DATA EXCERPT:
◆ ◆ ◆

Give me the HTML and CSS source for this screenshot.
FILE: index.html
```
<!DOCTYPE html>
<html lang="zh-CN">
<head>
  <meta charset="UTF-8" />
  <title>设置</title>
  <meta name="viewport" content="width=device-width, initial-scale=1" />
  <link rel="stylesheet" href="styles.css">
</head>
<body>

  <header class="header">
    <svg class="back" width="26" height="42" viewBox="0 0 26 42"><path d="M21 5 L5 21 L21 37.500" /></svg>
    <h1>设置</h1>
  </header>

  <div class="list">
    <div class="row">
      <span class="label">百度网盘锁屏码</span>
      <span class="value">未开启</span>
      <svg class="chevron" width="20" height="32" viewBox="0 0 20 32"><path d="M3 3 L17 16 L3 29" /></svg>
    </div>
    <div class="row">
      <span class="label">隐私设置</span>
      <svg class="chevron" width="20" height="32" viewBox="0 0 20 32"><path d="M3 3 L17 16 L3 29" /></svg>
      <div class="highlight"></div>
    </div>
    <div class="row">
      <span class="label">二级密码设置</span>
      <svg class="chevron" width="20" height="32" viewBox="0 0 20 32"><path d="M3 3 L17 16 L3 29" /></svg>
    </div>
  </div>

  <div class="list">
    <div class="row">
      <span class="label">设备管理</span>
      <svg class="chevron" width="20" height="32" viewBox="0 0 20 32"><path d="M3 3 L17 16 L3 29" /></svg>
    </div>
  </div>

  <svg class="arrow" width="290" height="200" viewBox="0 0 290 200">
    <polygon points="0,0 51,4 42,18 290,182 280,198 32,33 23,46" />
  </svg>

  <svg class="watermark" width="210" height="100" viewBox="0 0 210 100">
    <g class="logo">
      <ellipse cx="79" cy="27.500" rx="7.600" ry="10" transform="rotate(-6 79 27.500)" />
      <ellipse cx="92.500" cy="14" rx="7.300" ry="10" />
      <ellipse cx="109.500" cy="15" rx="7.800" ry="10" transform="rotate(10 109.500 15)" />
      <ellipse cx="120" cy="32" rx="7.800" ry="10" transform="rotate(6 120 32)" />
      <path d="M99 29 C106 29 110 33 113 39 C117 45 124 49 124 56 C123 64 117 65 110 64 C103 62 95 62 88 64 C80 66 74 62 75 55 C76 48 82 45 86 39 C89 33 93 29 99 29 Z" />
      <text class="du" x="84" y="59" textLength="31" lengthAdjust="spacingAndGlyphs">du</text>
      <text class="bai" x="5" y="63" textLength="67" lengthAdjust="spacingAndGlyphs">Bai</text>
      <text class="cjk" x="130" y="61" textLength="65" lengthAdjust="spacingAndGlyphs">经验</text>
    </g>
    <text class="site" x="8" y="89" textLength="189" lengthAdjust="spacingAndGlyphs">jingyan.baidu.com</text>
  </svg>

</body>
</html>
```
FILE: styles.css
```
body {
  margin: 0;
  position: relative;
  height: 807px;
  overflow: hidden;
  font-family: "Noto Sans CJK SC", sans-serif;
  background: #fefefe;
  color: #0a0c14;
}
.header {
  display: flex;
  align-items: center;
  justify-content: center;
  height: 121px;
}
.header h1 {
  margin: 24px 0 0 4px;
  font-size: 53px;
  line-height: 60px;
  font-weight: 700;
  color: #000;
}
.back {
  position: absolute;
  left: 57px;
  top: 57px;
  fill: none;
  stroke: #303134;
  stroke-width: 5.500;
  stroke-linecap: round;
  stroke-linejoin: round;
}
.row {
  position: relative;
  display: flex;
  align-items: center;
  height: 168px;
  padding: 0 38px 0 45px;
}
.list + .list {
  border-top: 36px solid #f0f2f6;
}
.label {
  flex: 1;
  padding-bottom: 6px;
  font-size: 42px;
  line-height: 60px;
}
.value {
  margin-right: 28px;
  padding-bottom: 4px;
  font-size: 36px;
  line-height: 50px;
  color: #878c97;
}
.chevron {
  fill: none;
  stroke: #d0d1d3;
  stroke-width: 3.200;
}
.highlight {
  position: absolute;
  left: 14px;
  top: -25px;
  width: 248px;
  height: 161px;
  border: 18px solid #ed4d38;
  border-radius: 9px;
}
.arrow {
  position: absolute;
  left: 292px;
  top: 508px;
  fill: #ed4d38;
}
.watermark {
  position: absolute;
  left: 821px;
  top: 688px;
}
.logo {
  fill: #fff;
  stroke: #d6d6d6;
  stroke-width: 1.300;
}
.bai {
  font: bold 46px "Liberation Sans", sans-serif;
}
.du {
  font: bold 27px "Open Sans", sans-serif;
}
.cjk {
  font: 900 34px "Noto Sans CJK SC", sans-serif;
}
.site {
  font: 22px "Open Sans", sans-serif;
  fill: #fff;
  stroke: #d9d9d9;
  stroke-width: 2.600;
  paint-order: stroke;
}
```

◆ ◆ ◆

DIRECTIONS FOR THIS TASK:
Return all the data exactly as given.

EXERCISE RESULT:
Give me the HTML and CSS source for this screenshot.
FILE: index.html
```
<!DOCTYPE html>
<html lang="zh-CN">
<head>
  <meta charset="UTF-8" />
  <title>设置</title>
  <meta name="viewport" content="width=device-width, initial-scale=1" />
  <link rel="stylesheet" href="styles.css">
</head>
<body>

  <header class="header">
    <svg class="back" width="26" height="42" viewBox="0 0 26 42"><path d="M21 5 L5 21 L21 37.500" /></svg>
    <h1>设置</h1>
  </header>

  <div class="list">
    <div class="row">
      <span class="label">百度网盘锁屏码</span>
      <span class="value">未开启</span>
      <svg class="chevron" width="20" height="32" viewBox="0 0 20 32"><path d="M3 3 L17 16 L3 29" /></svg>
    </div>
    <div class="row">
      <span class="label">隐私设置</span>
      <svg class="chevron" width="20" height="32" viewBox="0 0 20 32"><path d="M3 3 L17 16 L3 29" /></svg>
      <div class="highlight"></div>
    </div>
    <div class="row">
      <span class="label">二级密码设置</span>
      <svg class="chevron" width="20" height="32" viewBox="0 0 20 32"><path d="M3 3 L17 16 L3 29" /></svg>
    </div>
  </div>

  <div class="list">
    <div class="row">
      <span class="label">设备管理</span>
      <svg class="chevron" width="20" height="32" viewBox="0 0 20 32"><path d="M3 3 L17 16 L3 29" /></svg>
    </div>
  </div>

  <svg class="arrow" width="290" height="200" viewBox="0 0 290 200">
    <polygon points="0,0 51,4 42,18 290,182 280,198 32,33 23,46" />
  </svg>

  <svg class="watermark" width="210" height="100" viewBox="0 0 210 100">
    <g class="logo">
      <ellipse cx="79" cy="27.500" rx="7.600" ry="10" transform="rotate(-6 79 27.500)" />
      <ellipse cx="92.500" cy="14" rx="7.300" ry="10" />
      <ellipse cx="109.500" cy="15" rx="7.800" ry="10" transform="rotate(10 109.500 15)" />
      <ellipse cx="120" cy="32" rx="7.800" ry="10" transform="rotate(6 120 32)" />
      <path d="M99 29 C106 29 110 33 113 39 C117 45 124 49 124 56 C123 64 117 65 110 64 C103 62 95 62 88 64 C80 66 74 62 75 55 C76 48 82 45 86 39 C89 33 93 29 99 29 Z" />
      <text class="du" x="84" y="59" textLength="31" lengthAdjust="spacingAndGlyphs">du</text>
      <text class="bai" x="5" y="63" textLength="67" lengthAdjust="spacingAndGlyphs">Bai</text>
      <text class="cjk" x="130" y="61" textLength="65" lengthAdjust="spacingAndGlyphs">经验</text>
    </g>
    <text class="site" x="8" y="89" textLength="189" lengthAdjust="spacingAndGlyphs">jingyan.baidu.com</text>
  </svg>

</body>
</html>
```
FILE: styles.css
```
body {
  margin: 0;
  position: relative;
  height: 807px;
  overflow: hidden;
  font-family: "Noto Sans CJK SC", sans-serif;
  background: #fefefe;
  color: #0a0c14;
}
.header {
  display: flex;
  align-items: center;
  justify-content: center;
  height: 121px;
}
.header h1 {
  margin: 24px 0 0 4px;
  font-size: 53px;
  line-height: 60px;
  font-weight: 700;
  color: #000;
}
.back {
  position: absolute;
  left: 57px;
  top: 57px;
  fill: none;
  stroke: #303134;
  stroke-width: 5.500;
  stroke-linecap: round;
  stroke-linejoin: round;
}
.row {
  position: relative;
  display: flex;
  align-items: center;
  height: 168px;
  padding: 0 38px 0 45px;
}
.list + .list {
  border-top: 36px solid #f0f2f6;
}
.label {
  flex: 1;
  padding-bottom: 6px;
  font-size: 42px;
  line-height: 60px;
}
.value {
  margin-right: 28px;
  padding-bottom: 4px;
  font-size: 36px;
  line-height: 50px;
  color: #878c97;
}
.chevron {
  fill: none;
  stroke: #d0d1d3;
  stroke-width: 3.200;
}
.highlight {
  position: absolute;
  left: 14px;
  top: -25px;
  width: 248px;
  height: 161px;
  border: 18px solid #ed4d38;
  border-radius: 9px;
}
.arrow {
  position: absolute;
  left: 292px;
  top: 508px;
  fill: #ed4d38;
}
.watermark {
  position: absolute;
  left: 821px;
  top: 688px;
}
.logo {
  fill: #fff;
  stroke: #d6d6d6;
  stroke-width: 1.300;
}
.bai {
  font: bold 46px "Liberation Sans", sans-serif;
}
.du {
  font: bold 27px "Open Sans", sans-serif;
}
.cjk {
  font: 900 34px "Noto Sans CJK SC", sans-serif;
}
.site {
  font: 22px "Open Sans", sans-serif;
  fill: #fff;
  stroke: #d9d9d9;
  stroke-width: 2.600;
  paint-order: stroke;
}
```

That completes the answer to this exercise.